* _SOURCE EXCERPT_:
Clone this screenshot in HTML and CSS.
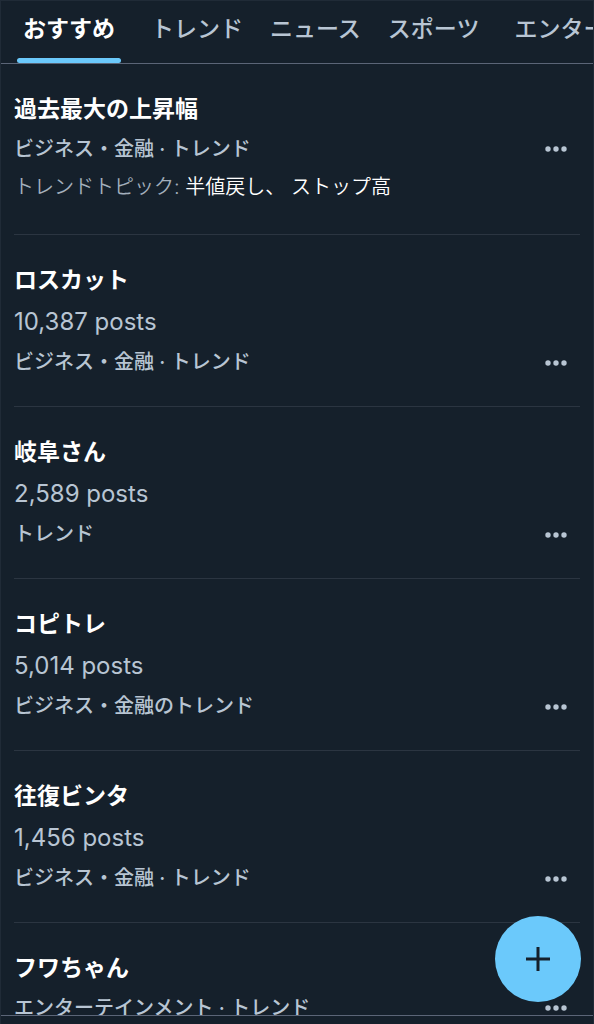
FILE: index.html
```
<!DOCTYPE html>
<html lang="ja">
<head>
  <meta charset="UTF-8">
  <meta name="viewport" content="width=device-width, initial-scale=1.0">
  <title>トレンド</title>
  <link rel="stylesheet" href="styles.css">
</head>
<body>
  <!-- 「もっと見る」アイコン -->
  <svg class="sprite" aria-hidden="true">
    <symbol id="dots" viewBox="0 0 24 24">
      <circle cx="4" cy="12" r="2.7"/>
      <circle cx="12" cy="12" r="2.7"/>
      <circle cx="20" cy="12" r="2.7"/>
    </symbol>
  </svg>

  <nav class="tabs">
    <a class="tab active" href="#">おすすめ</a>
    <a class="tab" href="#">トレンド</a>
    <a class="tab" href="#">ニュース</a>
    <a class="tab" href="#">スポーツ</a>
    <a class="tab tab-wide" href="#">エンター</a>
  </nav>

  <main class="trends">
    <article class="trend compact">
      <h2>過去最大の上昇幅</h2>
      <div class="meta">
        <span>ビジネス・金融 · トレンド</span>
        <button class="more" aria-label="もっと見る"><svg><use href="#dots"/></svg></button>
      </div>
      <p class="topics">トレンドトピック: <a href="#">半値戻し、</a> <a href="#">ストップ高</a></p>
    </article>

    <article class="trend">
      <h2>ロスカット</h2>
      <p class="posts">10,387 posts</p>
      <div class="meta">
        <span>ビジネス・金融 · トレンド</span>
        <button class="more" aria-label="もっと見る"><svg><use href="#dots"/></svg></button>
      </div>
    </article>

    <article class="trend">
      <h2>岐阜さん</h2>
      <p class="posts">2,589 posts</p>
      <div class="meta">
        <span>トレンド</span>
        <button class="more" aria-label="もっと見る"><svg><use href="#dots"/></svg></button>
      </div>
    </article>

    <article class="trend">
      <h2>コピトレ</h2>
      <p class="posts">5,014 posts</p>
      <div class="meta">
        <span>ビジネス・金融のトレンド</span>
        <button class="more" aria-label="もっと見る"><svg><use href="#dots"/></svg></button>
      </div>
    </article>

    <article class="trend">
      <h2>往復ビンタ</h2>
      <p class="posts">1,456 posts</p>
      <div class="meta">
        <span>ビジネス・金融 · トレンド</span>
        <button class="more" aria-label="もっと見る"><svg><use href="#dots"/></svg></button>
      </div>
    </article>

    <article class="trend compact">
      <h2>フワちゃん</h2>
      <div class="meta">
        <span>エンターテインメント · トレンド</span>
        <button class="more" aria-label="もっと見る"><svg><use href="#dots"/></svg></button>
      </div>
    </article>
  </main>

  <footer class="bottom-bar"></footer>

  <button class="compose" aria-label="ポストする">
    <svg viewBox="0 0 24 24"><path d="M12 0v24M0 12h24"/></svg>
  </button>
</body>
</html>
```
FILE: styles.css
```
* {
  box-sizing: border-box;
}

body {
  font-family: Inter, "Noto Sans CJK JP", sans-serif;
  background-color: #15202b;
  color: #b8c5d3;
  margin: 0;
  height: 100vh;
  display: flex;
  flex-direction: column;
  overflow: hidden;
  border: 1px solid #202b37;
  border-bottom: none;
}

a {
  color: inherit;
  text-decoration: none;
}

button {
  border: none;
  padding: 0;
  cursor: pointer;
}

.sprite {
  display: none;
}

.tabs {
  display: flex;
  flex: none;
  gap: 15px;
  height: 63px;
  padding-left: 16px;
  border-bottom: 1px solid #5b6577;
  overflow: hidden;
}

.tab {
  flex: none;
  padding: 0 6px;
  border-bottom: 5px solid transparent;
  font-size: 23px;
  font-weight: 500;
  line-height: 56px;
  white-space: nowrap;
}

.tab.active {
  position: relative;
  margin-right: 9px;
  color: #fff;
  font-weight: 700;
}

/* rounded underline of the selected tab */
.tab.active::after {
  content: "";
  position: absolute;
  left: 0;
  right: 0;
  bottom: -5px;
  height: 5px;
  border-radius: 3px;
  background-color: #6bc9fb;
}

.tab-wide {
  margin-left: 8px;
}

.trends {
  flex: 1;
  min-height: 0;
  overflow: hidden;
  padding: 0 13px;
}

.trend {
  padding: 25px 0 23px;
  border-bottom: 1px solid #2b3541;
}

.trend h2,
.trend p {
  margin: 0;
}

.trend h2 {
  color: #fff;
  font-size: 23px;
  font-weight: 700;
  line-height: 41px;
}

.posts {
  font-size: 24px;
  line-height: 41px;
}

.meta {
  display: flex;
  align-items: center;
  justify-content: space-between;
  font-size: 20px;
  font-weight: 500;
  line-height: 41px;
}

.compact {
  padding-bottom: 28px;
}

.compact .meta,
.topics {
  line-height: 38px;
}

.topics {
  color: #a3afbc;
  font-size: 20px;
  font-weight: 350;
}

.topics a {
  color: #fff;
}

.more {
  display: flex;
  margin-right: 12px;
  background: none;
  color: #b8c5d3;
}

.more svg {
  width: 24px;
  height: 24px;
  fill: currentColor;
}

.bottom-bar {
  flex: none;
  height: 9px;
  border-top: 1px solid #5b6577;
}

.compose {
  position: fixed;
  right: 13px;
  bottom: 22px;
  display: flex;
  align-items: center;
  justify-content: center;
  width: 86px;
  height: 86px;
  border-radius: 50%;
  background-color: #6bc9fb;
}

.compose svg {
  width: 24px;
  height: 24px;
  fill: none;
  stroke: #15202b;
  stroke-width: 3;
}
```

* _TASK REQUIREMENTS_:
Retype the whole listing, keeping every line identical and omitting all pictures.

* _RESPONSE TO THIS EXERCISE_:
Clone this screenshot in HTML and CSS.
FILE: index.html
```
<!DOCTYPE html>
<html lang="ja">
<head>
  <meta charset="UTF-8">
  <meta name="viewport" content="width=device-width, initial-scale=1.0">
  <title>トレンド</title>
  <link rel="stylesheet" href="styles.css">
</head>
<body>
  <!-- 「もっと見る」アイコン -->
  <svg class="sprite" aria-hidden="true">
    <symbol id="dots" viewBox="0 0 24 24">
      <circle cx="4" cy="12" r="2.7"/>
      <circle cx="12" cy="12" r="2.7"/>
      <circle cx="20" cy="12" r="2.7"/>
    </symbol>
  </svg>

  <nav class="tabs">
    <a class="tab active" href="#">おすすめ</a>
    <a class="tab" href="#">トレンド</a>
    <a class="tab" href="#">ニュース</a>
    <a class="tab" href="#">スポーツ</a>
    <a class="tab tab-wide" href="#">エンター</a>
  </nav>

  <main class="trends">
    <article class="trend compact">
      <h2>過去最大の上昇幅</h2>
      <div class="meta">
        <span>ビジネス・金融 · トレンド</span>
        <button class="more" aria-label="もっと見る"><svg><use href="#dots"/></svg></button>
      </div>
      <p class="topics">トレンドトピック: <a href="#">半値戻し、</a> <a href="#">ストップ高</a></p>
    </article>

    <article class="trend">
      <h2>ロスカット</h2>
      <p class="posts">10,387 posts</p>
      <div class="meta">
        <span>ビジネス・金融 · トレンド</span>
        <button class="more" aria-label="もっと見る"><svg><use href="#dots"/></svg></button>
      </div>
    </article>

    <article class="trend">
      <h2>岐阜さん</h2>
      <p class="posts">2,589 posts</p>
      <div class="meta">
        <span>トレンド</span>
        <button class="more" aria-label="もっと見る"><svg><use href="#dots"/></svg></button>
      </div>
    </article>

    <article class="trend">
      <h2>コピトレ</h2>
      <p class="posts">5,014 posts</p>
      <div class="meta">
        <span>ビジネス・金融のトレンド</span>
        <button class="more" aria-label="もっと見る"><svg><use href="#dots"/></svg></button>
      </div>
    </article>

    <article class="trend">
      <h2>往復ビンタ</h2>
      <p class="posts">1,456 posts</p>
      <div class="meta">
        <span>ビジネス・金融 · トレンド</span>
        <button class="more" aria-label="もっと見る"><svg><use href="#dots"/></svg></button>
      </div>
    </article>

    <article class="trend compact">
      <h2>フワちゃん</h2>
      <div class="meta">
        <span>エンターテインメント · トレンド</span>
        <button class="more" aria-label="もっと見る"><svg><use href="#dots"/></svg></button>
      </div>
    </article>
  </main>

  <footer class="bottom-bar"></footer>

  <button class="compose" aria-label="ポストする">
    <svg viewBox="0 0 24 24"><path d="M12 0v24M0 12h24"/></svg>
  </button>
</body>
</html>
```
FILE: styles.css
```
* {
  box-sizing: border-box;
}

body {
  font-family: Inter, "Noto Sans CJK JP", sans-serif;
  background-color: #15202b;
  color: #b8c5d3;
  margin: 0;
  height: 100vh;
  display: flex;
  flex-direction: column;
  overflow: hidden;
  border: 1px solid #202b37;
  border-bottom: none;
}

a {
  color: inherit;
  text-decoration: none;
}

button {
  border: none;
  padding: 0;
  cursor: pointer;
}

.sprite {
  display: none;
}

.tabs {
  display: flex;
  flex: none;
  gap: 15px;
  height: 63px;
  padding-left: 16px;
  border-bottom: 1px solid #5b6577;
  overflow: hidden;
}

.tab {
  flex: none;
  padding: 0 6px;
  border-bottom: 5px solid transparent;
  font-size: 23px;
  font-weight: 500;
  line-height: 56px;
  white-space: nowrap;
}

.tab.active {
  position: relative;
  margin-right: 9px;
  color: #fff;
  font-weight: 700;
}

/* rounded underline of the selected tab */
.tab.active::after {
  content: "";
  position: absolute;
  left: 0;
  right: 0;
  bottom: -5px;
  height: 5px;
  border-radius: 3px;
  background-color: #6bc9fb;
}

.tab-wide {
  margin-left: 8px;
}

.trends {
  flex: 1;
  min-height: 0;
  overflow: hidden;
  padding: 0 13px;
}

.trend {
  padding: 25px 0 23px;
  border-bottom: 1px solid #2b3541;
}

.trend h2,
.trend p {
  margin: 0;
}

.trend h2 {
  color: #fff;
  font-size: 23px;
  font-weight: 700;
  line-height: 41px;
}

.posts {
  font-size: 24px;
  line-height: 41px;
}

.meta {
  display: flex;
  align-items: center;
  justify-content: space-between;
  font-size: 20px;
  font-weight: 500;
  line-height: 41px;
}

.compact {
  padding-bottom: 28px;
}

.compact .meta,
.topics {
  line-height: 38px;
}

.topics {
  color: #a3afbc;
  font-size: 20px;
  font-weight: 350;
}

.topics a {
  color: #fff;
}

.more {
  display: flex;
  margin-right: 12px;
  background: none;
  color: #b8c5d3;
}

.more svg {
  width: 24px;
  height: 24px;
  fill: currentColor;
}

.bottom-bar {
  flex: none;
  height: 9px;
  border-top: 1px solid #5b6577;
}

.compose {
  position: fixed;
  right: 13px;
  bottom: 22px;
  display: flex;
  align-items: center;
  justify-content: center;
  width: 86px;
  height: 86px;
  border-radius: 50%;
  background-color: #6bc9fb;
}

.compose svg {
  width: 24px;
  height: 24px;
  fill: none;
  stroke: #15202b;
  stroke-width: 3;
}
```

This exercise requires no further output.